Collected data entries
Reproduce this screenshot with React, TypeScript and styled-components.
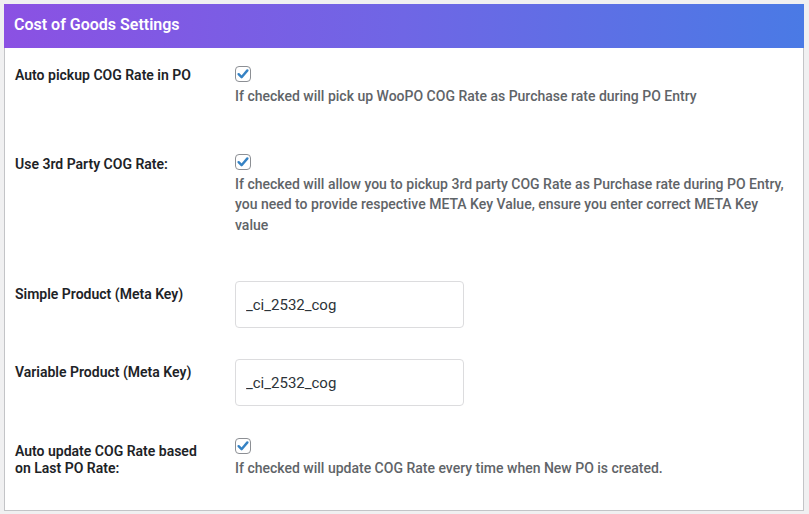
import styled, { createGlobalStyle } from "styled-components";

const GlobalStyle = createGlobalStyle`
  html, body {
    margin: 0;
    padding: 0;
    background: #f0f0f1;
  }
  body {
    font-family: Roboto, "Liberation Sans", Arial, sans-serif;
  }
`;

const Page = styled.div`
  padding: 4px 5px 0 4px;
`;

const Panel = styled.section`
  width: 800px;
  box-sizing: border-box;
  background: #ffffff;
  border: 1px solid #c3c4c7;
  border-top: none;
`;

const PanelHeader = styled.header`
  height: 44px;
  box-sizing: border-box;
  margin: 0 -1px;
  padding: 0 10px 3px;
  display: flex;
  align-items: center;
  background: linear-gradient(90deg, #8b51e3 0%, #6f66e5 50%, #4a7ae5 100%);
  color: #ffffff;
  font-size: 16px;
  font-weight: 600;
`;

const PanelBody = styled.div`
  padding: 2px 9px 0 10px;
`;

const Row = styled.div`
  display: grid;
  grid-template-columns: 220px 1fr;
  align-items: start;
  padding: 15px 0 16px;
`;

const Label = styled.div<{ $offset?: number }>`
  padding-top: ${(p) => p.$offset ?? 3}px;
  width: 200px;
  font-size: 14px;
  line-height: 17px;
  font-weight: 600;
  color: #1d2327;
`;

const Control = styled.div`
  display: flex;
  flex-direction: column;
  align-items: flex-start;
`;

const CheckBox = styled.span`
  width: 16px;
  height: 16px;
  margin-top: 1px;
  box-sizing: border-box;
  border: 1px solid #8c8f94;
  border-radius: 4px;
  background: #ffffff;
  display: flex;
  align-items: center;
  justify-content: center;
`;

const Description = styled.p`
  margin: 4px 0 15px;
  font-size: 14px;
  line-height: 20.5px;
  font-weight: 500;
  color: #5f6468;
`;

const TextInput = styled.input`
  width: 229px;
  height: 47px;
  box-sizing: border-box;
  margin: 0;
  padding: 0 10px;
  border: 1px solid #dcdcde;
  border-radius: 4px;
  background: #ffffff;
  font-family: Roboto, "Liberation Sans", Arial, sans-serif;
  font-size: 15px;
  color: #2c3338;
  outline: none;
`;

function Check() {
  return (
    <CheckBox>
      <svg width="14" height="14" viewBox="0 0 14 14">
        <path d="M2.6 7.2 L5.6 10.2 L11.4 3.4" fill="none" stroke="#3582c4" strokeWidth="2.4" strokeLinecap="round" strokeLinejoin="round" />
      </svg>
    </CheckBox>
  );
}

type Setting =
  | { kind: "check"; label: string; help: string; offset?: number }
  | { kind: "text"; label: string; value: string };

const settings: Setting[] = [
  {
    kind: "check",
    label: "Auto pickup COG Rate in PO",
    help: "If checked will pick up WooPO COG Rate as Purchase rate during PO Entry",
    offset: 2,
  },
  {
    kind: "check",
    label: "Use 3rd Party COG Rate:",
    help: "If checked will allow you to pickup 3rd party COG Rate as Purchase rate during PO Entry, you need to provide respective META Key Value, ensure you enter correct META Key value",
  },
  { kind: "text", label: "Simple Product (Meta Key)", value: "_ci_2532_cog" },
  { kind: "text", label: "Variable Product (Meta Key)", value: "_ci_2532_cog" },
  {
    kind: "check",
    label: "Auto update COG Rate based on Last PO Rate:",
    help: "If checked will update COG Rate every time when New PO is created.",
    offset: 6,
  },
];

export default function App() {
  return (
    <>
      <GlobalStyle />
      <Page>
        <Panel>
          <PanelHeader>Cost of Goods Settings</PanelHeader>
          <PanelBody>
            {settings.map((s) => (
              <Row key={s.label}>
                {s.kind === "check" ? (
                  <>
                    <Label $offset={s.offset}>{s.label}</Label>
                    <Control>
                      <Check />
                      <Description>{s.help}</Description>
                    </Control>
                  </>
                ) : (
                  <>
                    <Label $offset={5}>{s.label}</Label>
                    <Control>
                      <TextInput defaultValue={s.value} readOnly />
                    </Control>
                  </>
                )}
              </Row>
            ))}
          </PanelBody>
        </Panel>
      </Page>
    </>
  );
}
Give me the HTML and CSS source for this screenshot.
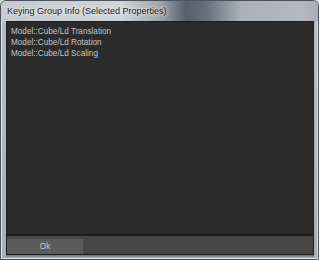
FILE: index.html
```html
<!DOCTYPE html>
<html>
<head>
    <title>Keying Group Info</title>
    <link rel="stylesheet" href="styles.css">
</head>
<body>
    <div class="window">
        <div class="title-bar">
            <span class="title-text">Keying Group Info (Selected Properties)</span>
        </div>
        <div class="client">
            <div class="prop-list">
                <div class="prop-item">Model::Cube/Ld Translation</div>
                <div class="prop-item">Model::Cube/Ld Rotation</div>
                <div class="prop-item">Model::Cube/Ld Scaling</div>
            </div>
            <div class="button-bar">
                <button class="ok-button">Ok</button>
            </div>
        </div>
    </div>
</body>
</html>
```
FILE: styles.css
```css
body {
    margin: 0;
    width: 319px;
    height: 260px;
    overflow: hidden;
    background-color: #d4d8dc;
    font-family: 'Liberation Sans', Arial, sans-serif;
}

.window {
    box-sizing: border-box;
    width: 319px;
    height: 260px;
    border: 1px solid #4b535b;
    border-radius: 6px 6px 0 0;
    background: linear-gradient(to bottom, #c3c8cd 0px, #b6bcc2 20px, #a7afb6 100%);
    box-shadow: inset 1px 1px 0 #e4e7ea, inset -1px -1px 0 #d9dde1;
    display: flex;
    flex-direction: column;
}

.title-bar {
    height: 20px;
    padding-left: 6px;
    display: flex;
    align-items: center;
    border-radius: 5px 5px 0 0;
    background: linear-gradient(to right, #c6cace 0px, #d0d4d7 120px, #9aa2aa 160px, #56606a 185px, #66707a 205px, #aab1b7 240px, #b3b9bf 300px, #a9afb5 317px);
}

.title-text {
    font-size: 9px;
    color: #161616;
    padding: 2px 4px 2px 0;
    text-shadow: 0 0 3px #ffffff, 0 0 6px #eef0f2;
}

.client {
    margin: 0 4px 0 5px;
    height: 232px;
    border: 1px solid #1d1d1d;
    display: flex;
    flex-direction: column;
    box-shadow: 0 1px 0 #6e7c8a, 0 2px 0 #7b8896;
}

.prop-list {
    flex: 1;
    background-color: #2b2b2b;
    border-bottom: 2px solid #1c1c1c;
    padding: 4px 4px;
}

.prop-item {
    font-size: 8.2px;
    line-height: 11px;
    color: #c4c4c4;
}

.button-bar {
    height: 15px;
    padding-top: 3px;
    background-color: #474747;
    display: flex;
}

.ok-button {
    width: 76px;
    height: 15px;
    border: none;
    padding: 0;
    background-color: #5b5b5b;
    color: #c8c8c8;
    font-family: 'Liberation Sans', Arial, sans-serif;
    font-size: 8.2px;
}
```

Instructions to follow:
Keep the pictures out of your copy, and repeat every entry above exactly.

Exercise solution:
Reproduce this screenshot with React, TypeScript and styled-components.
import styled, { createGlobalStyle } from "styled-components";

const GlobalStyle = createGlobalStyle`
  html, body {
    margin: 0;
    padding: 0;
    background: #f0f0f1;
  }
  body {
    font-family: Roboto, "Liberation Sans", Arial, sans-serif;
  }
`;

const Page = styled.div`
  padding: 4px 5px 0 4px;
`;

const Panel = styled.section`
  width: 800px;
  box-sizing: border-box;
  background: #ffffff;
  border: 1px solid #c3c4c7;
  border-top: none;
`;

const PanelHeader = styled.header`
  height: 44px;
  box-sizing: border-box;
  margin: 0 -1px;
  padding: 0 10px 3px;
  display: flex;
  align-items: center;
  background: linear-gradient(90deg, #8b51e3 0%, #6f66e5 50%, #4a7ae5 100%);
  color: #ffffff;
  font-size: 16px;
  font-weight: 600;
`;

const PanelBody = styled.div`
  padding: 2px 9px 0 10px;
`;

const Row = styled.div`
  display: grid;
  grid-template-columns: 220px 1fr;
  align-items: start;
  padding: 15px 0 16px;
`;

const Label = styled.div<{ $offset?: number }>`
  padding-top: ${(p) => p.$offset ?? 3}px;
  width: 200px;
  font-size: 14px;
  line-height: 17px;
  font-weight: 600;
  color: #1d2327;
`;

const Control = styled.div`
  display: flex;
  flex-direction: column;
  align-items: flex-start;
`;

const CheckBox = styled.span`
  width: 16px;
  height: 16px;
  margin-top: 1px;
  box-sizing: border-box;
  border: 1px solid #8c8f94;
  border-radius: 4px;
  background: #ffffff;
  display: flex;
  align-items: center;
  justify-content: center;
`;

const Description = styled.p`
  margin: 4px 0 15px;
  font-size: 14px;
  line-height: 20.5px;
  font-weight: 500;
  color: #5f6468;
`;

const TextInput = styled.input`
  width: 229px;
  height: 47px;
  box-sizing: border-box;
  margin: 0;
  padding: 0 10px;
  border: 1px solid #dcdcde;
  border-radius: 4px;
  background: #ffffff;
  font-family: Roboto, "Liberation Sans", Arial, sans-serif;
  font-size: 15px;
  color: #2c3338;
  outline: none;
`;

function Check() {
  return (
    <CheckBox>
      <svg width="14" height="14" viewBox="0 0 14 14">
        <path d="M2.6 7.2 L5.6 10.2 L11.4 3.4" fill="none" stroke="#3582c4" strokeWidth="2.4" strokeLinecap="round" strokeLinejoin="round" />
      </svg>
    </CheckBox>
  );
}

type Setting =
  | { kind: "check"; label: string; help: string; offset?: number }
  | { kind: "text"; label: string; value: string };

const settings: Setting[] = [
  {
    kind: "check",
    label: "Auto pickup COG Rate in PO",
    help: "If checked will pick up WooPO COG Rate as Purchase rate during PO Entry",
    offset: 2,
  },
  {
    kind: "check",
    label: "Use 3rd Party COG Rate:",
    help: "If checked will allow you to pickup 3rd party COG Rate as Purchase rate during PO Entry, you need to provide respective META Key Value, ensure you enter correct META Key value",
  },
  { kind: "text", label: "Simple Product (Meta Key)", value: "_ci_2532_cog" },
  { kind: "text", label: "Variable Product (Meta Key)", value: "_ci_2532_cog" },
  {
    kind: "check",
    label: "Auto update COG Rate based on Last PO Rate:",
    help: "If checked will update COG Rate every time when New PO is created.",
    offset: 6,
  },
];

export default function App() {
  return (
    <>
      <GlobalStyle />
      <Page>
        <Panel>
          <PanelHeader>Cost of Goods Settings</PanelHeader>
          <PanelBody>
            {settings.map((s) => (
              <Row key={s.label}>
                {s.kind === "check" ? (
                  <>
                    <Label $offset={s.offset}>{s.label}</Label>
                    <Control>
                      <Check />
                      <Description>{s.help}</Description>
                    </Control>
                  </>
                ) : (
                  <>
                    <Label $offset={5}>{s.label}</Label>
                    <Control>
                      <TextInput defaultValue={s.value} readOnly />
                    </Control>
                  </>
                )}
              </Row>
            ))}
          </PanelBody>
        </Panel>
      </Page>
    </>
  );
}
Give me the HTML and CSS source for this screenshot.
FILE: index.html
```html
<!DOCTYPE html>
<html>
<head>
    <title>Keying Group Info</title>
    <link rel="stylesheet" href="styles.css">
</head>
<body>
    <div class="window">
        <div class="title-bar">
            <span class="title-text">Keying Group Info (Selected Properties)</span>
        </div>
        <div class="client">
            <div class="prop-list">
                <div class="prop-item">Model::Cube/Ld Translation</div>
                <div class="prop-item">Model::Cube/Ld Rotation</div>
                <div class="prop-item">Model::Cube/Ld Scaling</div>
            </div>
            <div class="button-bar">
                <button class="ok-button">Ok</button>
            </div>
        </div>
    </div>
</body>
</html>
```
FILE: styles.css
```css
body {
    margin: 0;
    width: 319px;
    height: 260px;
    overflow: hidden;
    background-color: #d4d8dc;
    font-family: 'Liberation Sans', Arial, sans-serif;
}

.window {
    box-sizing: border-box;
    width: 319px;
    height: 260px;
    border: 1px solid #4b535b;
    border-radius: 6px 6px 0 0;
    background: linear-gradient(to bottom, #c3c8cd 0px, #b6bcc2 20px, #a7afb6 100%);
    box-shadow: inset 1px 1px 0 #e4e7ea, inset -1px -1px 0 #d9dde1;
    display: flex;
    flex-direction: column;
}

.title-bar {
    height: 20px;
    padding-left: 6px;
    display: flex;
    align-items: center;
    border-radius: 5px 5px 0 0;
    background: linear-gradient(to right, #c6cace 0px, #d0d4d7 120px, #9aa2aa 160px, #56606a 185px, #66707a 205px, #aab1b7 240px, #b3b9bf 300px, #a9afb5 317px);
}

.title-text {
    font-size: 9px;
    color: #161616;
    padding: 2px 4px 2px 0;
    text-shadow: 0 0 3px #ffffff, 0 0 6px #eef0f2;
}

.client {
    margin: 0 4px 0 5px;
    height: 232px;
    border: 1px solid #1d1d1d;
    display: flex;
    flex-direction: column;
    box-shadow: 0 1px 0 #6e7c8a, 0 2px 0 #7b8896;
}

.prop-list {
    flex: 1;
    background-color: #2b2b2b;
    border-bottom: 2px solid #1c1c1c;
    padding: 4px 4px;
}

.prop-item {
    font-size: 8.2px;
    line-height: 11px;
    color: #c4c4c4;
}

.button-bar {
    height: 15px;
    padding-top: 3px;
    background-color: #474747;
    display: flex;
}

.ok-button {
    width: 76px;
    height: 15px;
    border: none;
    padding: 0;
    background-color: #5b5b5b;
    color: #c8c8c8;
    font-family: 'Liberation Sans', Arial, sans-serif;
    font-size: 8.2px;
}
```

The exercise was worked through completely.